Das ukrainische Außenministerium hat am Donnerstag die Entscheidung der Berliner Staatsoper verurteilt, die international bekannte russische Sopranistin Anna Netrebko wieder einzuladen.
Das Außenministerium erklärte in einem Facebook-Post:
"Die Stimme der Ukraine sollte in Deutschland lauter zu hören sein als die Sopranistin Anna Netrebko."
Das Ministerium gab in dem Post auch zu, dass Kiew Anstrengungen unternommen habe, um die russische Sängerin von einem Auftritt in Berlin abzuhalten, aber ihre Bemühungen seien "nicht auf die richtige Reaktion gestoßen".
Netrebko soll am Freitag an der Premiere von "Macbeth" teilnehmen. Die Ukraine beabsichtigt, gegen ihren Auftritt zu protestieren, indem sie ihren Botschafter Aleksey Makeev in Begleitung des Berliner Kultursenators Joe Chialo zu einer Ausstellung an der Humboldt-Universität schickt, die "russische Kriegsverbrechen dokumentieren soll". Makeev hat außerdem in mehreren deutschen Zeitungen einen Gastbeitrag veröffentlicht, in dem er Netrebko kritisiert.
Die Staatsoper Unter den Linden, wie die Berliner Oper offiziell heißt, kündigte Ende August an, dass sie die Zusammenarbeit mit Netrebko wieder aufnehmen wolle, wobei sie darauf hinwies, dass sie in letzter Zeit nicht in Russland aufgetreten sei.
Netrebko gehörte zu den russischen Künstlern, die nach der Eskalation des Ukraine-Konflikts im Februar 2022 im Westen "gecancelt" wurden. Die Metropolitan Opera in New York City ließ sie fallen, nachdem sie sich geweigert hatte, ihre öffentliche Unterstützung für den russischen Präsidenten Wladimir Putin zu verleugnen.
Im März 2023 gewann sie jedoch eine Klage in Höhe von 200.000 US-Dollar (rund 187.517 Euro) gegen die Metropolitan Opera, hat diese aber seitdem auf weitere 360.000 US-Dollar (rund 337.532 Euro) Schadensersatz verklagt.
Die Ukraine hat Netrebko schon früher ins Visier genommen. Im Jahr 2014 hatte die Sängerin eine Million Rubel (damals etwa 16.876 Euro) für den Wiederaufbau des Opernhauses in Donezk gespendet.

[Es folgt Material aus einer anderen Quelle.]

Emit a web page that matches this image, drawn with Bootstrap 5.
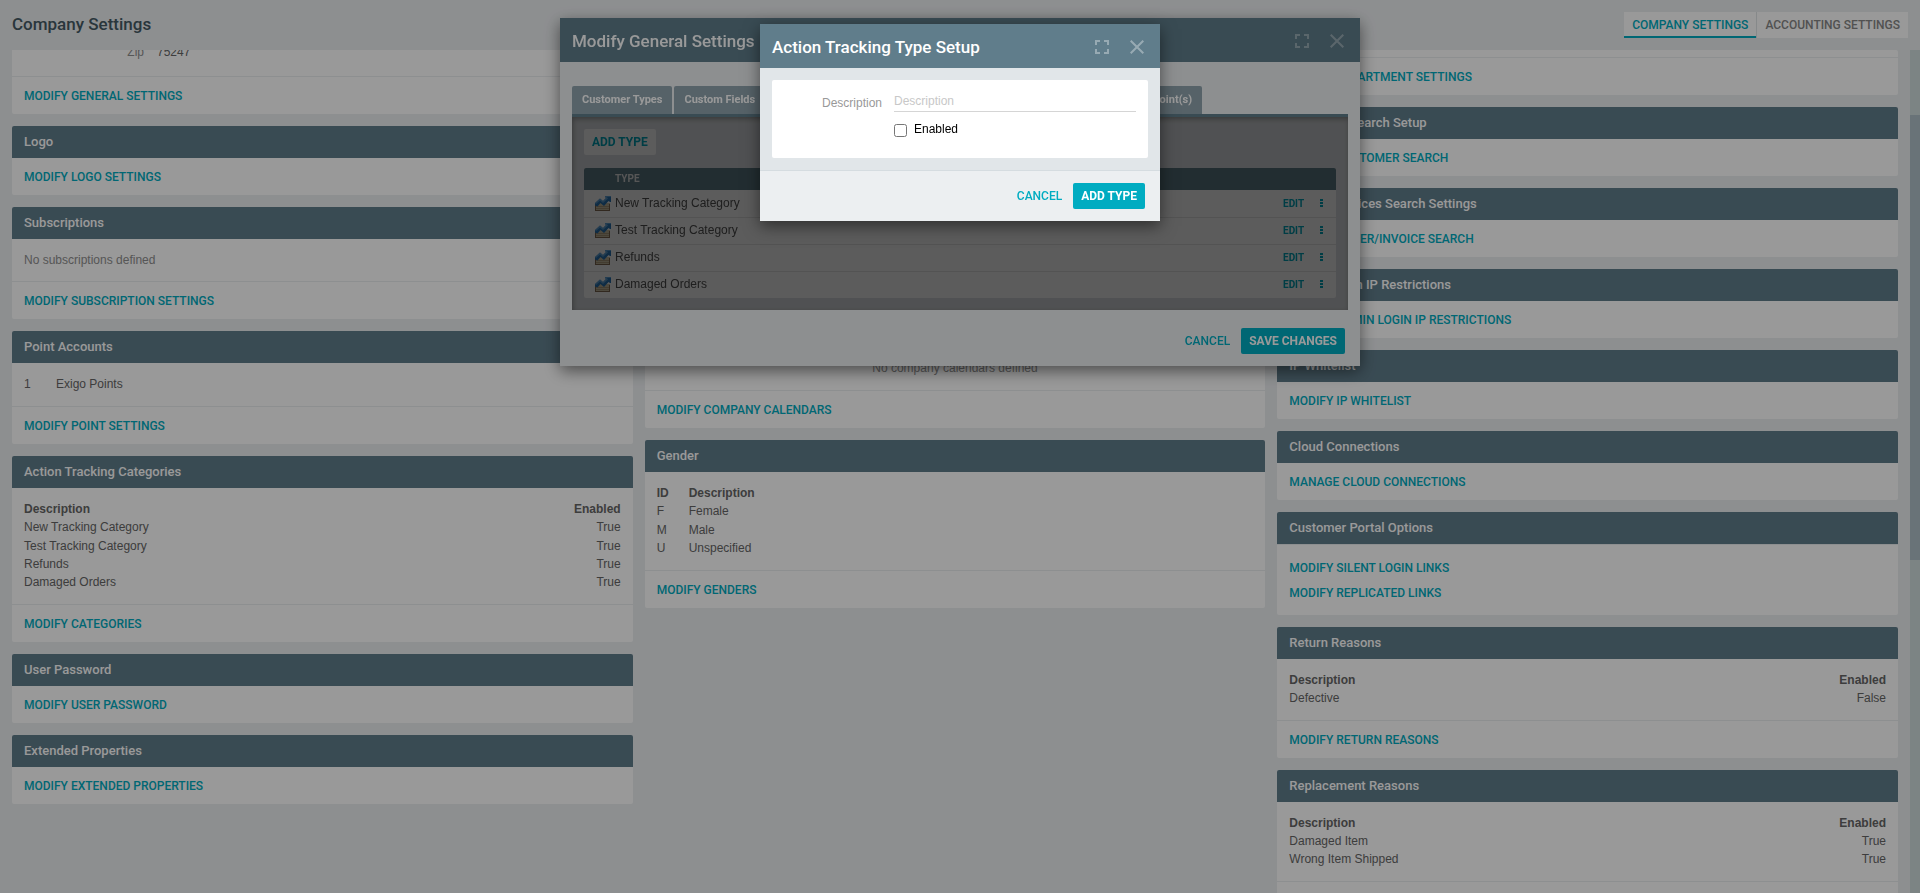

Die in Krasnodar geborene Netrebko begann ihre Karriere 1994 und gab ihr internationales Debüt im darauffolgenden Jahr. Seitdem ist sie für ihre Rollen als Natascha Rostowa in "Krieg und Frieden", Pamina in "Die Zauberflöte", Rosina in "Der Barbier von Sevilla" und Lucia di Lammermoor in Donzinettis gleichnamiger Oper bekannt geworden. Russland ehrte sie 2008 mit dem Titel "Künstlerin des Volkes".